No, Mark, you've got it wrong. From the tenor of your comments over many threads, there is no point I can recall where you were enthusiastic or supportive or positive about anything that we have said. Nor, even, constructive criticism that explicitly built on significant points of agreement. Everything is criticism and disagreement - but without ever constituting constructive disagreement in a form in which it is possible to have a fruitful exchange, like we have often had with many others who disagree. Here's an example: saying that our stance has a good overlap with romanticism, and German idealism, or German reductionism. Those are just bare, bald, meaningless strings of letters in a comm box like this: "romanticism" is even more vague and indeterminate than "conservative" in the mouths of people like Trump or Boehner, standing for whatever they want, or nothing at all. If you wanted to be constructive, or at least say something that could be found to mean something to others, you would have had to pick out specific things I said, or that Lydia said, even 5 or 10 things over several threads, and show _how_ they (a) tie together, and (b) HOW they constitute an erroneous kind of thinking (if that's what you are saying). There is no way anybody could see what you have written, tie it back to ANYTHING specific you might have had in mind as the reason you said it, and find themselves agreeing or disagreeing or making any sort of judgment on it of any sort. It's JUST BLATHER. Formless, meaningless blather.
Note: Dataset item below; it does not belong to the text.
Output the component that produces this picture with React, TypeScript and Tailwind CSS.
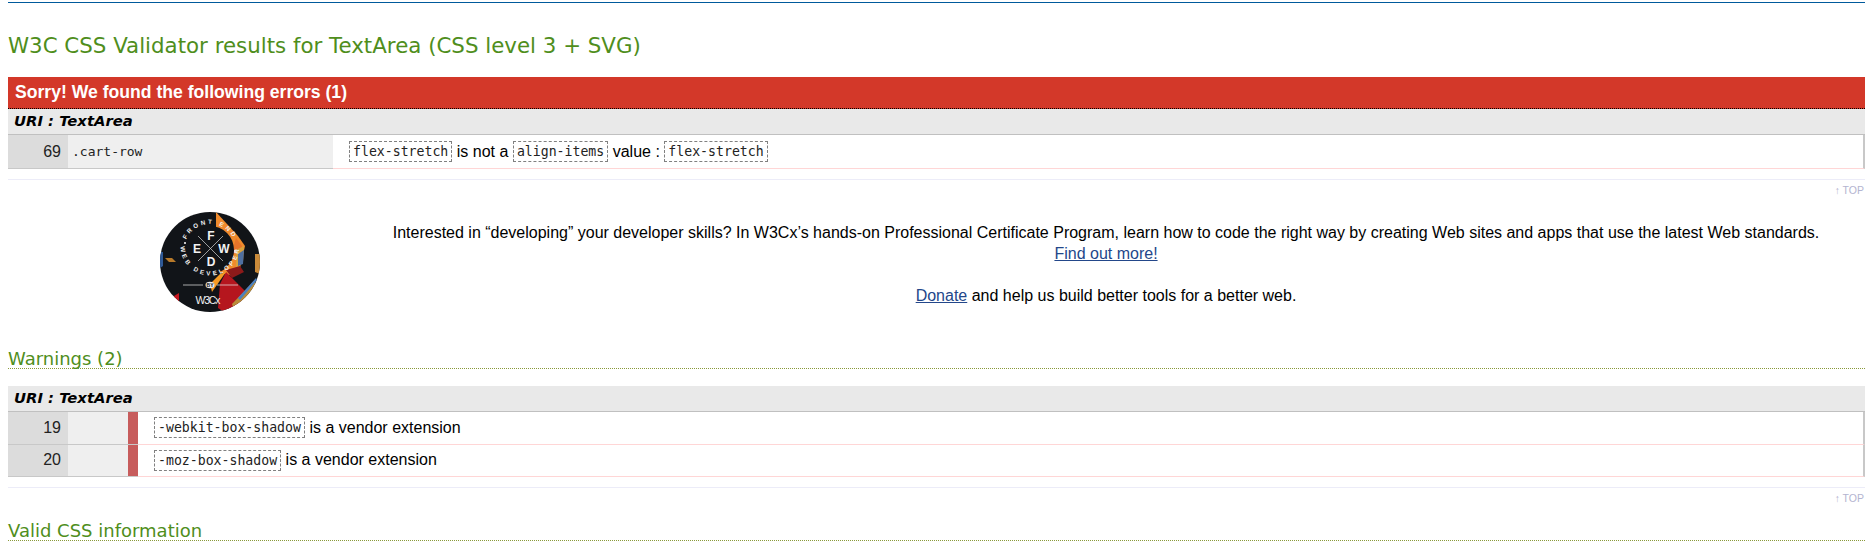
const sans = "font-['Liberation_Sans',Arial,sans-serif]";

function Code({ children }: { children: string }) {
  return (
    <span className="inline-block h-[21px] border border-dashed border-[#808080] px-[3px] font-['DejaVu_Sans_Mono',monospace] text-[13.2px] leading-[19px] text-[#222]">
      {children}
    </span>
  );
}

function Uri() {
  return (
    <div className="flex h-[26px] items-center border-b border-[#c0c0c0] bg-[#e9e9e9] pl-[6px] text-[14.8px] font-bold italic text-black font-['DejaVu_Sans',Verdana,sans-serif]">
      URI : TextArea
    </div>
  );
}

function Top() {
  return (
    <div className={`flex h-[21px] justify-end pt-[3px] pr-px text-[10.5px] leading-[14px] text-[#b4b4d0] ${sans}`}>
      ↑ TOP
    </div>
  );
}

function LogoBadge() {
  return (
    <svg width="100" height="100" viewBox="0 0 100 100" className="shrink-0">
      <defs>
        <clipPath id="c"><circle cx="50" cy="50" r="50" /></clipPath>
      </defs>
      <g clipPath="url(#c)">
        <rect width="100" height="100" fill="#111418" />
        <polygon points="56,0 78,24 85,34 80,56 72,64 60,60 56,30" fill="#f08a2c" />
        <polygon points="76,26 82,34 80,44 72,40" fill="#e8742a" />
        <polygon points="76,38 84,34 83,50 76,56" fill="#d9a23c" />
        <polygon points="78,42 84,38 83,52 78,54" fill="#4f6fa0" />
        <polygon points="66,58 80,54 84,60 72,66" fill="#8c1a1a" />
        <polygon points="66,60 88,82 74,96 64,100 58,96 60,72" fill="#b5161e" />
        <polygon points="66,60 52,80 50,72 60,62" fill="#f59a23" />
        <polygon points="72,92 95,68 96,74 74,98" fill="#b98c3a" />
        <polygon points="78,86 96,66 97,68 80,88" fill="#4a80c0" />
        <polygon points="95,42 100,42 100,62 95,60" fill="#c98a3a" />
        <polygon points="0,40 3,40 3,54 0,56" fill="#2f5a98" />
        <polygon points="5,46 12,46 16,50 9,50" fill="#b87a2a" />
        <polygon points="14,84 19,81 19,90 15,88" fill="#c4161f" />
        <circle cx="50" cy="38" r="24" fill="#111418" />
        <line x1="38" y1="24" x2="63" y2="49" stroke="#d8d8d8" strokeWidth="0.7" />
        <line x1="63" y1="24" x2="38" y2="49" stroke="#d8d8d8" strokeWidth="0.7" />
        <line x1="23" y1="73" x2="43" y2="73" stroke="#e8e8e8" strokeWidth="0.7" />
        <line x1="57" y1="73" x2="78" y2="73" stroke="#e8e8e8" strokeWidth="0.7" />
        <ellipse cx="50" cy="73" rx="4.5" ry="3.2" fill="#e8e8e8" />
        <g fill="#f2f2f2" fontFamily="'Liberation Sans',sans-serif" textAnchor="middle" fontWeight="700">
          <text x="51" y="28" fontSize="12">F</text>
          <text x="37" y="41" fontSize="12">E</text>
          <text x="64" y="41" fontSize="12">W</text>
          <text x="51" y="54" fontSize="12">D</text>
          <text x="48" y="92" fontSize="10.5" fontWeight="400" textLength="25">W3Cx</text>
          <text x="50" y="75" fontSize="5" fill="#111418">BY</text>
        </g>
        <circle cx="25" cy="31" r="1.1" fill="#eee" />
        <circle cx="75" cy="39" r="1.1" fill="#eee" />
        <path id="arcTop" d="M 24 38 A 26 26 0 0 1 76 38" fill="none" />
        <path id="arcBottom" d="M 20.5 34 A 29.5 29.5 0 1 0 79.5 34" fill="none" />
        <g fill="#f0f0f0" fontFamily="'Liberation Sans',sans-serif" fontWeight="700" fontSize="6.2" textAnchor="middle">
          <text letterSpacing="2.6"><textPath href="#arcTop" startOffset="50%">FRONT END</textPath></text>
          <text letterSpacing="2.8"><textPath href="#arcBottom" startOffset="50%">WEB DEVELOPER</textPath></text>
        </g>
      </g>
    </svg>
  );
}

function Heading({ children }: { children: string }) {
  return (
    <h2 className="h-[22px] border-b border-dotted border-[#8a9a3a] text-[18px] leading-[24px] font-normal text-[#4f8e1c] font-['DejaVu_Sans',Verdana,sans-serif]">
      {children}
    </h2>
  );
}

function WarnRow({ line, code }: { line: string; code: string }) {
  return (
    <div className={`flex h-[32.5px] ${sans} text-[16px] text-black`}>
      <div className="flex w-[60px] items-center justify-end border-b border-[#c8c8c8] bg-[#dcdcdc] pr-[7px] text-[#222]">{line}</div>
      <div className="w-[60px] border-b border-[#c8c8c8] bg-[#efefef]" />
      <div className="w-[10px] border-b border-[#c8c8c8] bg-[#c75c5c]" />
      <div className="flex flex-1 items-center gap-[4.5px] border-b border-r-2 border-b-[#ffd6d6] border-r-[#c8c8c8] pl-[16px]">
        <Code>{code}</Code>
        <span>is a vendor extension</span>
      </div>
    </div>
  );
}

export default function App() {
  return (
    <div className="h-[547px] overflow-hidden bg-white pl-[8px]">
      <div className="mt-[2px] h-px bg-[#005a9c]" />
      <h1 className="mt-[30px] h-[44px] text-[21.35px] leading-[26px] font-normal text-[#4f8e1c] font-['DejaVu_Sans',Verdana,sans-serif]">
        W3C CSS Validator results for TextArea (CSS level 3 + SVG)
      </h1>
      <div className={`flex h-[32px] items-center border-b border-dotted border-black bg-[#d33829] pl-[7px] text-[17.6px] font-bold text-white ${sans}`}>
        Sorry! We found the following errors (1)
      </div>
      <Uri />
      <div className={`flex h-[34px] ${sans} text-[16px] text-black`}>
        <div className="flex w-[60px] items-center justify-end border-b border-[#c8c8c8] bg-[#dcdcdc] pr-[7px] text-[#222]">69</div>
        <div className="flex w-[265px] items-center border-b border-[#c8c8c8] bg-[#efefef] pl-[4px] font-['DejaVu_Sans_Mono',monospace] text-[13px] text-[#222]">.cart-row</div>
        <div className="flex flex-1 items-center gap-[4.5px] border-b border-r-2 border-b-[#ffd6d6] border-r-[#c8c8c8] pl-[16px]">
          <Code>flex-stretch</Code>
          <span>is not a</span>
          <Code>align-items</Code>
          <span>value :</span>
          <Code>flex-stretch</Code>
        </div>
      </div>
      <div className="mt-[10px] h-px bg-[#ececf8]" />
      <Top />
      <div className={`flex h-[146px] items-start ${sans} text-[16px] leading-[21px] text-black`}>
        <div className="ml-[152px] mt-[11px]"><LogoBadge /></div>
        <div className="ml-[131px] flex-1 pt-[21px] pr-[44px] text-center">
          <p>Interested in “developing” your developer skills? In W3Cx’s hands-on Professional Certificate Program, learn how to code the right way by creating Web sites and apps that use the latest Web standards.</p>
          <p><a className="text-[#23478a] underline">Find out more!</a></p>
          <p className="mt-[21px]"><a className="text-[#23478a] underline">Donate</a> and help us build better tools for a better web.</p>
        </div>
      </div>
      <Heading>Warnings (2)</Heading>
      <div className="mt-[17px]">
        <Uri />
        <WarnRow line="19" code="-webkit-box-shadow" />
        <WarnRow line="20" code="-moz-box-shadow" />
      </div>
      <div className="mt-[10px] h-px bg-[#ececf8]" />
      <Top />
      <div className="mt-[10px]"><Heading>Valid CSS information</Heading></div>
    </div>
  );
}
(Assuming that you actually meant "romanticism" the way it used to be defined: The fact that trying to tie Lydia McGrew to Romanticism, of all things, is positively , outrageously, ridiculously laughable. Lydia? It is so silly I can't even adequately describe its silliness. This sort of comes about as close as I can get.

https://www.youtube.com/watch?v=9BAEJyuReWQ

That you would even remotely imagine anything she says has any sort of ties to Romanticism just shows that you have totally misunderstood her. Completely, utterly, and in all other ways. It would be a grotesque insult, if it weren't so grotesquely ridiculous first.

It's not that I think you are a liberal, or a modernist, or a Kantian, or an abstractionist, or anything like that: I have fruitful conversations with those and more. It's that none of our words mean to you what they mean to us, and none of your words and sentences mean to us what they mean to you. We're using natural English enlightened by Christianity for language, and you're speaking some sort of high philosophy-department-elitatarian - with a french snob accent.

You need to erase all the immense book learning you ever had, to get rid of the weird, myopic, astigmatic, and bilious filters and lenses you have had saddled into your mind by bad teachers and worse books, and start over from scratch. Your notion of conversation is to impose on what others say strange meanings and concepts that YOU have formed your own thinking on, with your own special nomenclature, and snip and snap at them for then being wrong according to that spindled and mutilated picture in your own mind. You have never once gotten right WHAT I was saying, much less applied to it a meaningful response. As far as you have expressed yourself, your mental framework is all askew, the meanings you have for words are all twisted, the thought processes by which you express yourself are all higgledy-piggledy. In a fair world, you could sue your teachers and schools for gross malpractice, and your comments here would be proof beyond any shadow of doubt.

And don't bother responding. It's pointless.

Because it's obviously "despairing" and an evidence of a "pernicious effect" of something or other to ask a commentator (rather nicely, all things considered) to give it a rest with the jargon-laden, unclear, incessant criticism and try for once emphasizing points of agreement.

Concerning Philip Zodhiates, I wanted to save here some research I did on him. The LGBT-ers claim here

http://www.charleyproject.org/cases/m/miller-jenkins_isabella.html

that he "ran" a now-defunct "Christian" magazine that included neo-Nazi ads, including ads for the KKK. They cite the Southern Poverty Law Center to substantiate this claim. But that isn't what the SPLC says, as far as I've been able to find. Here is the story from the SPLC:

https://www.splcenter.org/fighting-hate/intelligence-report/2006/direct-mail-company-response-unlimited-sells-lists-subscribers-anti-semitic-newspaper

It states, _not_ that Zodhiates "ran" the magazine in question but rather that his business, which just was a business buying and selling mailing lists from various far-conservative groups, magazines, etc., purchased and then rented out the mailing list of that magazine. That's a far cry from "running" it. In fact, the SPLC even says that Zodhiates expressed some hesitation after hearing negative rumors about the magazine but that a middleman (who sounds quite unscrupulous) convinced Zodhiates that it was nothing to worry about. This was also way back in 1998, when it (probably) wouldn't have been a simple matter of calling up the magazine's web site to check it out. Obviously, acquiring the mailing list for re-sale from a magazine, after hesitating anyway and being reassured, apparently without actually seeing the magazine oneself, is not "running" the magazine, however nasty the magazine was. (And it probably was.)

Anyway, I put all this down here because the leftists have a tendency to make long "chains" of associations and guilt by association. I admit to knowing virtually nothing about Philip Zodhiates aside from his connection to the Miller case. But the evidence that he is sympathetic to neo-Nazism is thin, to say the least, and the statement that he "ran" such a magazine seems to be outright false, arising from grossly negligent reading of the SPLC's informal indictment against him.

I've been preoccupied for a few days and didn't have time to respond until now.

[There follows more threadjacking, including inaccuracy. Mark, I gave you a request to stop and a warning, many comments up. I've given you lots of rope. I'm not giving you rope any more. Stop it. LM]

this is dated sept 2016, any updates as to his freedom, whereabouts or safety of the good people persecuted by the us govt who helped out this poor woman? we should request Trump pardon all of them.